Put Up and Shut Up: The '90s So Far in Cartoons


160 pages
Contains Illustrations
ISBN 1-895854-29-6
DDC 971.064'8'0207





Reviewed by Dennis Blake

Dennis Blake is a visual arts teacher with the Halton Board of


In some respects, “the ’90s, so far, in cartoons,” might be
considered a narrow chronological topic, but when the subject is the
politics and social life of Quebec, even a 160-page text of combined
cartoon and prose might still be considered a brief overview. Aislin
(Terry Mosher), long-time political cartoonist for the Montreal Gazette,
has been passing commentary upon Canadian political culture for decades
and to such an extent that he has, himself, become a part of this
sphere.
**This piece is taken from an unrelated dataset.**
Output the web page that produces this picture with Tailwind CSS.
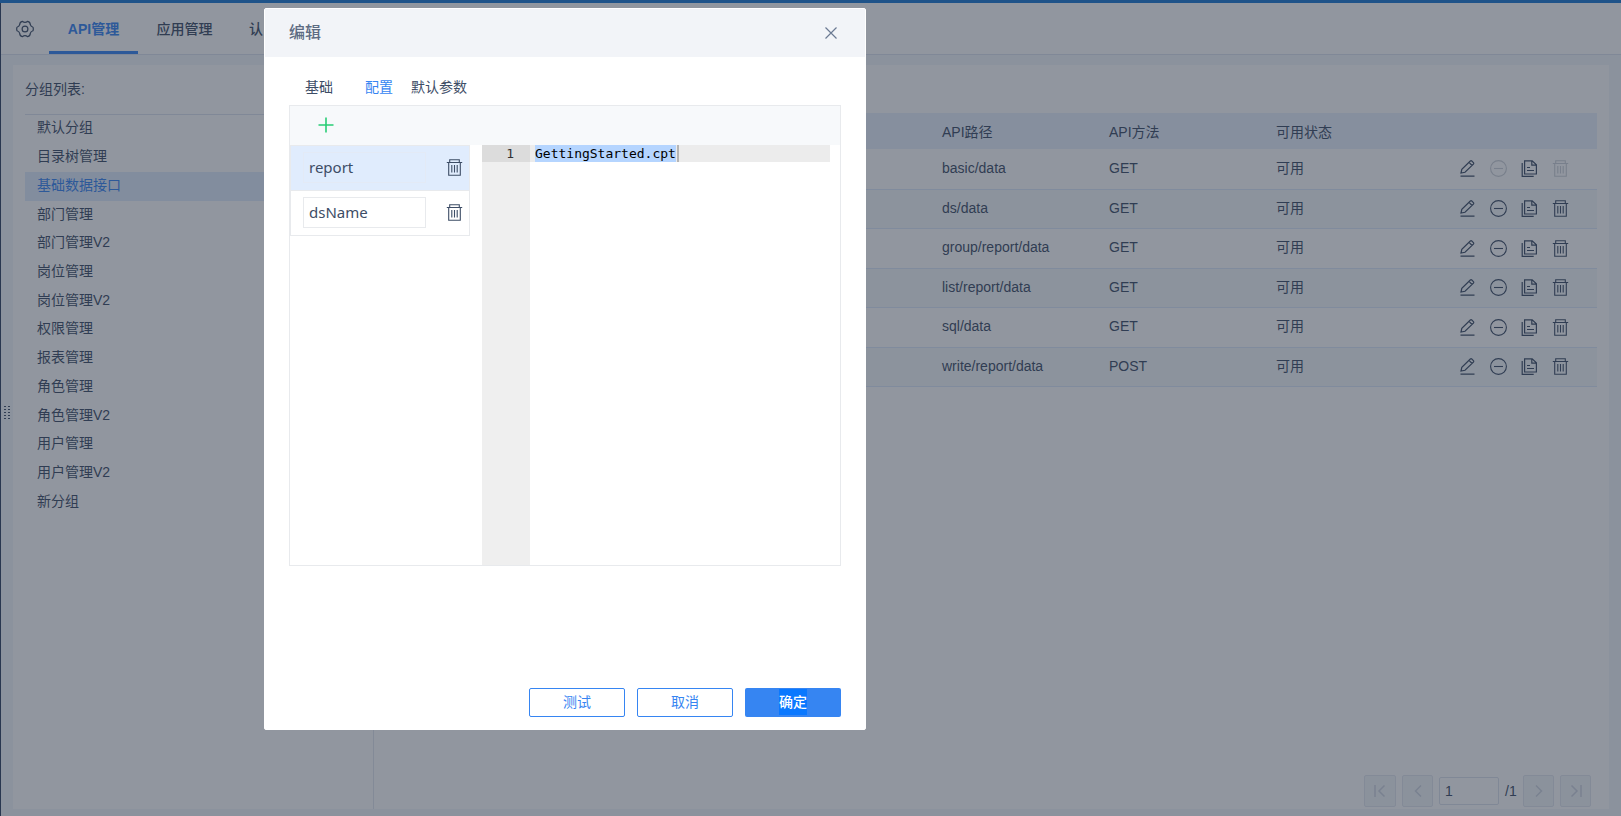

In Put Up and Shut Up his cartoons are sharp, scathing,
wounding, and cynically spot-on. Accompanying these mini-cartoon icons
is a breezy political commentary by Hubie Bauch, an apparently
irreverent, but never irrelevant, Gazette compatriot of Mosher’s. The
book is jam-packed with cartoons—quarter-size, full-size, black and
white, and color. From Oka to Mulroney, from Bourassa to Bill 22, Aislin
and Bauch offer our recent Canadian past as a well-cooked historical
delicacy. Perhaps the history cannot be swallowed easily, but Put Up and
Shut Up can be savored longingly by all political gourmets.